With an unblemished recovery rate in two months of operation, the Nelson Mandela Bay Stadium coronavirus quarantine facility is bringing hope at a time where virus infection figures continue to rise in the metro.
Doctor Siva Pillay, an adviser to the Eastern Cape health department and the Covid-19 joint operations committee in the Bay, said on Friday the stadium facility had proved to be of great value since it opened in April.
“We have had 346 Covid-19 positive patients through here since then, including people of all ages and people with comorbidities.
“Of those patients, 4% had to be admitted to hospital but none of them went on ventilators and it was not for any intensive treatment.
“The rest — 96% — was sent straight home after completing their quarantine. Overall 100% have recovered fully.”
The figures did not include the patient who slipped out of the stadium earlier in June, but besides this security lapse the figures sent out an important message, he said.

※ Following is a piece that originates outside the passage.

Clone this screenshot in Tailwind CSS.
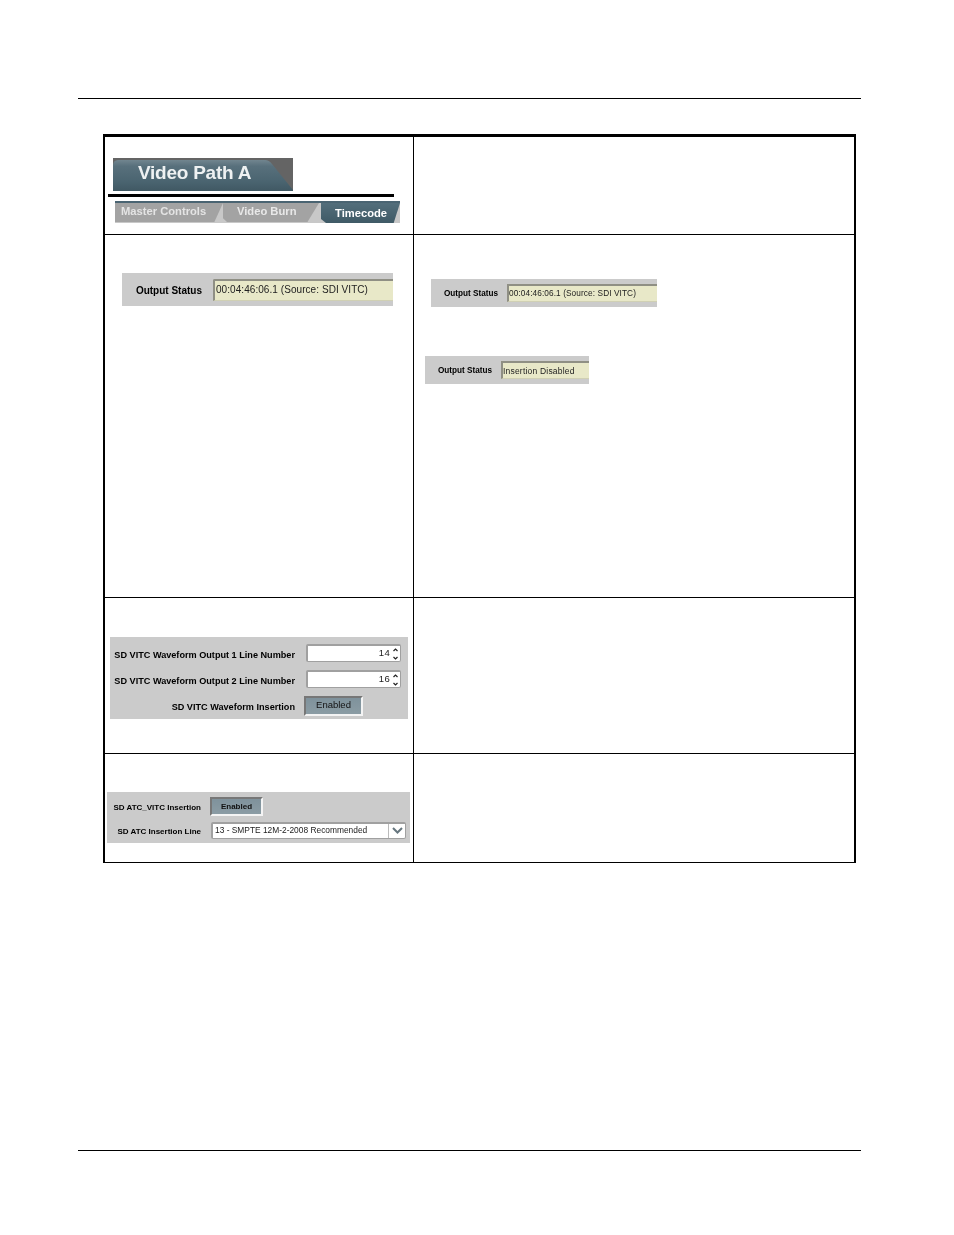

“There is a paranoia out there that goes if I test positive for the virus that means I’m going to die.
“But here at this facility we are showing that if you isolate properly and stay calm, not only will you most likely recover but, more broadly, this is the best way to flatten the curve.”
Everyone admitted to the facility was infected with the coronavirus and they were quarantined for a minimum of 14 days from the day they tested positive, he explained.
“The good news when you are discharged is that you have about 18 months’ immunity. In fact, internationally there is no recorded case of reinfection by Covid-19.”
Pillay said some people admitted at the stadium facility had initially been scared about being infected and also worried about being stigmatised.
“But once we reassured them, they became calm and relaxed, which is what you want. Anxiety is what is killing people by raising the heart rate and triggering floods of cytokines.”
Further towards keeping the patients in optimal good spirits, the management team was considering introducing a personal trainer who would lead them in isometric exercises on the field using the big screen, taking care not to increase heart rates, he said.
The Nelson Mandela Bay municipality, Mandela Bay Development Agency and Eastern Cape health department spent about R2,3m on establishing the stadium quarantine facility.
It was geared around the stadium suites, with two to three beds in each suite, Pillay explained. A total of 250 beds were available at present but this could be upscaled to 1,500 beds.
On Thursday, police spokesperson Colonel Priscilla Naidu said they were still searching for John Doch after he walked out of the quarantine facility on June 5.